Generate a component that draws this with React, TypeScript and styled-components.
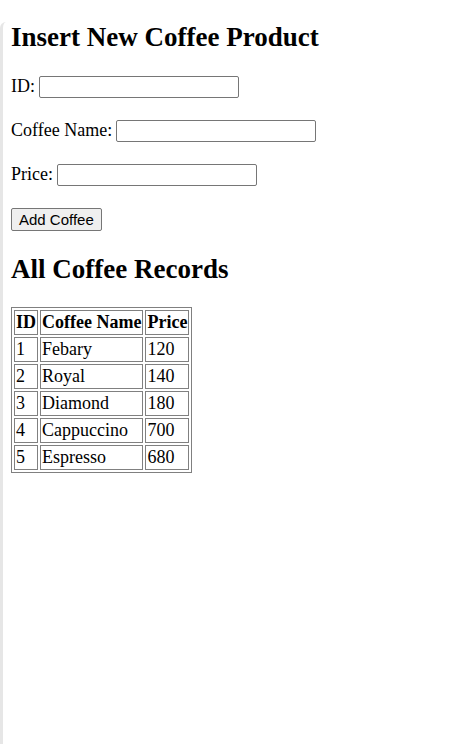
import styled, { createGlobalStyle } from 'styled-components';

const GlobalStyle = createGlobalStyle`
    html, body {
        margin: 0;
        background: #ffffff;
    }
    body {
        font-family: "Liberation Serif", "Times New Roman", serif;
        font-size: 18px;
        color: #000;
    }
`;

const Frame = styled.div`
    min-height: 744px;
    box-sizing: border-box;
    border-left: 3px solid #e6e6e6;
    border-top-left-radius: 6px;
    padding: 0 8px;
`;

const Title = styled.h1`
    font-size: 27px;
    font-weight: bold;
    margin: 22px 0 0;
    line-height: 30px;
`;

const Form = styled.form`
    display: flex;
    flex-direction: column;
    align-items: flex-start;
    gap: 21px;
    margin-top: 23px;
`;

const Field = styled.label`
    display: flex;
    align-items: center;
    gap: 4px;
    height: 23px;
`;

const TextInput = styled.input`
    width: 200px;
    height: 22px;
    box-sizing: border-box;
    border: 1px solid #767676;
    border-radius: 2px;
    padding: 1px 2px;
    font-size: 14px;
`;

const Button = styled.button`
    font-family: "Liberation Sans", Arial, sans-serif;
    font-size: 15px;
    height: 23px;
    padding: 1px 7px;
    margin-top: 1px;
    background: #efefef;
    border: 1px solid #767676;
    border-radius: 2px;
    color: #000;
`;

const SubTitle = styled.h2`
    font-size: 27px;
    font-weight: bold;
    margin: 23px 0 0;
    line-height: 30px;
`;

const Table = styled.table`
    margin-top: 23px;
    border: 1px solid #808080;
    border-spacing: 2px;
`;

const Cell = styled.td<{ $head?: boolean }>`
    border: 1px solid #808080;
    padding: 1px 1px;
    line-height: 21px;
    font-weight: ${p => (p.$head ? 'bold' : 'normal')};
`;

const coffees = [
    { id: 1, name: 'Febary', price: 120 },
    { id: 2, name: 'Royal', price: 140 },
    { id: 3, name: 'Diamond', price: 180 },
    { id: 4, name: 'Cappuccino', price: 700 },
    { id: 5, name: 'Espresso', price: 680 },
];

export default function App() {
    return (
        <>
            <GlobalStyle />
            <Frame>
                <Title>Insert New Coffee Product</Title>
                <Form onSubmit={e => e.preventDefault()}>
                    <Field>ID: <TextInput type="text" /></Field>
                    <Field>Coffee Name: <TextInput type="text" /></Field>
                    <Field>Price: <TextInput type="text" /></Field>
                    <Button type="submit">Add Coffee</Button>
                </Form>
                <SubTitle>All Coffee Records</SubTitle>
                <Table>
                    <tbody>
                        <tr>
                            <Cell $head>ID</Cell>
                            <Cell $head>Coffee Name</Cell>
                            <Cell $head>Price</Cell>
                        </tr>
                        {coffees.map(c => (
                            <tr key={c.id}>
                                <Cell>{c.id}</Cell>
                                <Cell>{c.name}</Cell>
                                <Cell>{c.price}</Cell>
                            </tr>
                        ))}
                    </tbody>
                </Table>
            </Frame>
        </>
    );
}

□ □ □ □

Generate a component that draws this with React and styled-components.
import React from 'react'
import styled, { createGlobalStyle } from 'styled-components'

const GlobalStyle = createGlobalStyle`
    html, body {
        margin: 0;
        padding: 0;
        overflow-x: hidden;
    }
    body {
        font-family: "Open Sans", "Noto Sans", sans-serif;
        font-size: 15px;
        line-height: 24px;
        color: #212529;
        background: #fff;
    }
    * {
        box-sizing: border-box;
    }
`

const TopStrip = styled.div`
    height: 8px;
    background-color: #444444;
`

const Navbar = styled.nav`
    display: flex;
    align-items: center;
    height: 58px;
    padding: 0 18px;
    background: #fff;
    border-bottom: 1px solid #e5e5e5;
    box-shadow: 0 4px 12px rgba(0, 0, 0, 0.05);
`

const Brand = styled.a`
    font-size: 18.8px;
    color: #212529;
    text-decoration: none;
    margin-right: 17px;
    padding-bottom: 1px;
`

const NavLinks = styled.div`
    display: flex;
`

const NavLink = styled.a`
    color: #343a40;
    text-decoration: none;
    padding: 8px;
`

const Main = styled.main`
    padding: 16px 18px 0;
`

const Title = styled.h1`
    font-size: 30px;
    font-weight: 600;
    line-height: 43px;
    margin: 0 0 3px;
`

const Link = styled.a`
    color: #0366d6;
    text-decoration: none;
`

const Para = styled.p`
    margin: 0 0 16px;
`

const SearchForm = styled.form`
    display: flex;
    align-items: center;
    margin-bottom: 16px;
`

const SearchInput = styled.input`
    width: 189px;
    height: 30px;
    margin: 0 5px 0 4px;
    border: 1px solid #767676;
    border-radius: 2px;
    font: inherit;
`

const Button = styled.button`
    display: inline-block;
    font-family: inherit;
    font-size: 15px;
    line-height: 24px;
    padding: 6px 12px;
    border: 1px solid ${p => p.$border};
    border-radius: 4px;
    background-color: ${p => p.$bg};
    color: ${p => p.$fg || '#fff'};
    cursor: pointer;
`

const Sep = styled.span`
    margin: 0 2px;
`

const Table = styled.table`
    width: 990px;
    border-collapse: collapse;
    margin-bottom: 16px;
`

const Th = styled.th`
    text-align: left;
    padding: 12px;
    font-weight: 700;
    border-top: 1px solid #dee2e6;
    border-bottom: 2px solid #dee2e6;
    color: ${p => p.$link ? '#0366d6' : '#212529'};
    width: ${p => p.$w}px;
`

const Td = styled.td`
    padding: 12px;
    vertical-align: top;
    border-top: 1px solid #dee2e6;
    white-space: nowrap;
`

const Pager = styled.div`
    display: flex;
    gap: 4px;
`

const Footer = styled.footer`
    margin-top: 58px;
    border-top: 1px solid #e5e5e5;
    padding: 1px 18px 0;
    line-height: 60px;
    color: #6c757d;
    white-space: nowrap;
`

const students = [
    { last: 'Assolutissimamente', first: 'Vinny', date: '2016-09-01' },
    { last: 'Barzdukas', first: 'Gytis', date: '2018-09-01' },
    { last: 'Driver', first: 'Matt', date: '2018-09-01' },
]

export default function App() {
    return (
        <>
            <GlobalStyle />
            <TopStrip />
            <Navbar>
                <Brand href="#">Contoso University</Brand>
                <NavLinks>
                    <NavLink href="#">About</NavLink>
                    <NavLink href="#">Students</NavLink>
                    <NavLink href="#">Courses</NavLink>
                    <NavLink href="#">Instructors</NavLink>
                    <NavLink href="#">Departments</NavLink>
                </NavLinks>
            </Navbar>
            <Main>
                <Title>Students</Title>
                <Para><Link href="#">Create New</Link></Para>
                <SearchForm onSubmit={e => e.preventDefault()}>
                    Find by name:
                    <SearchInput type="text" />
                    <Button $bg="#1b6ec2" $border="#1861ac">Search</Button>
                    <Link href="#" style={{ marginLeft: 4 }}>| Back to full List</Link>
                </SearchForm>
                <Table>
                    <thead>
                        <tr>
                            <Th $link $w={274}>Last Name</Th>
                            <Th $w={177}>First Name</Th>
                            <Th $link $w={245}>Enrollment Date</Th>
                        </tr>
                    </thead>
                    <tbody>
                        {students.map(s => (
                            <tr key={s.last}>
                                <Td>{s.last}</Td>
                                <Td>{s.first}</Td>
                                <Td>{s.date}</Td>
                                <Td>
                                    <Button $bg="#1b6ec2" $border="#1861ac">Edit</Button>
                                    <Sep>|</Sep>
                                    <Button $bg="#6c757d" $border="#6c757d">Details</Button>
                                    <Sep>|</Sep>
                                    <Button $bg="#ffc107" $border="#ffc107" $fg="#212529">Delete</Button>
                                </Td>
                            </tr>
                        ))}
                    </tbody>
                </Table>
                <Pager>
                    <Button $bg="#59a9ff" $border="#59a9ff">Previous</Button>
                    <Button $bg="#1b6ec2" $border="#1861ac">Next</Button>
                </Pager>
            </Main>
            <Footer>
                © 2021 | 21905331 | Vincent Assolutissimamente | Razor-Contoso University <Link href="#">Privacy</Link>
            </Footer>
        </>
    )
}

□ □ □ □

In the data above, tally the lines holding "draws" and answer with the figure only.

2